C’est le moment de lire cet article d’un économiste qui traite du surendettement dans lequel s’engouffre notre beau pays. La dette publique nationale sera bientôt de 1000 milliards de dirhams et les augures d’un probable ajustement structurel ne rappellent rien de bon : une peur profonde et quelques lueurs d’espoir ! A la lecture de la sentence de l’éminent spécialiste par laquelle il affirme que l’on serait «en présence d’une banqueroute de l’Etat qui ne dit pas son nom», le regard se porte sur l’assistance en attente de payer ses redevances.

Pauvres de nous; s’ils savaient qu’en plus de cette redevance que certains peinent à payer, chacun d’eux, serait redevable de «cinq cent quarante six mille cent vingt rials» à payer dans la solidarité nationale… à vous empêcher de mourir tranquille ! A toute fin utile, dans cette splendide région de notre beau pays, vingt rials valent un dirham.

Honni soit qui mal y pense à toutes ces privatisations qui n’ont servies finalement à rien ; au désengagement de l’Etat qui se continue, à ce capital privé faible et parasitaire, au fardeau lourd de la dette et de sa charge, au fléau de la fraude fiscale, aux déclarations de circonstance de nos gouvernants, de ceux du Fonds Monétaire International et de la Banque Mondiale qui viendront se régaler bientôt sous les palmiers de Marrakech.

S’étant acquitté des redevances mensuelles, on se retrouve sur l’avenue principale où «entre un café et un autre café se trouve un café». Clientèle masculine d’adultes désœuvrés, pour la grande majorité, en attente de l’heure d’aller «frapper une gamelle» de faire la sieste et de revenir. L’espace public est jonché de commerces à la sauvette dont les tenants s’occupent beaucoup plus à jouer aux dames. Le temps s’écoule sans se créer des migraines à réfléchir sur le travail de la Commission Spéciale pour le Modèle de Développement, sur les dispositions électorales qui régiront les prochaines échéances ou sur la pandémie probable qui s’annonce. La jeunesse scolaire anime le boulevard par son mouvement brownien et le code de la route est respecté autant que cela peut se faire.

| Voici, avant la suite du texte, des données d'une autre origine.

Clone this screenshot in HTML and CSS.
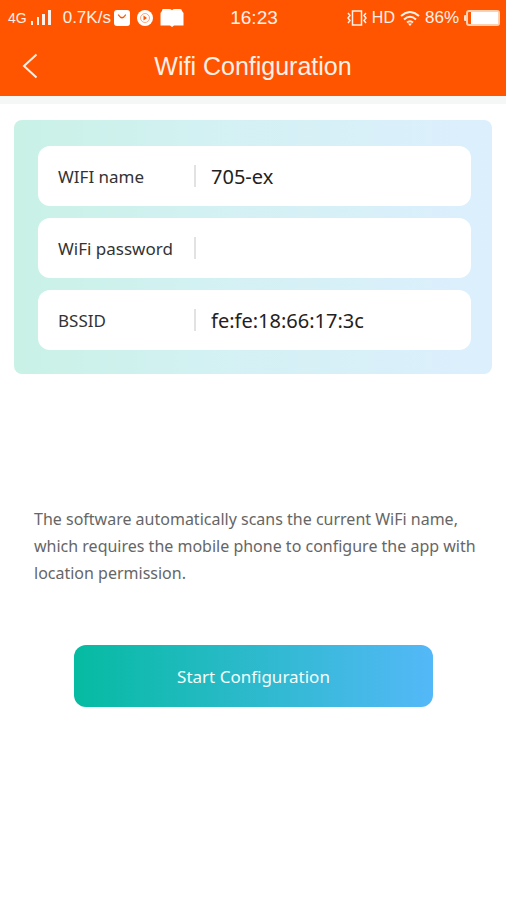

Les travaux de réaménagement de la principale avenue perdurent et la cohue l’emporte sur la circulation; cela permet à la polémique de gonfler dans les réseaux sociaux. Une autre manière de faire de la politique émerge. L’intelligence artificielle domine la vie au quotidien dont les esclaves se trouvent encore plus asservis sans qu’ils en prennent conscience.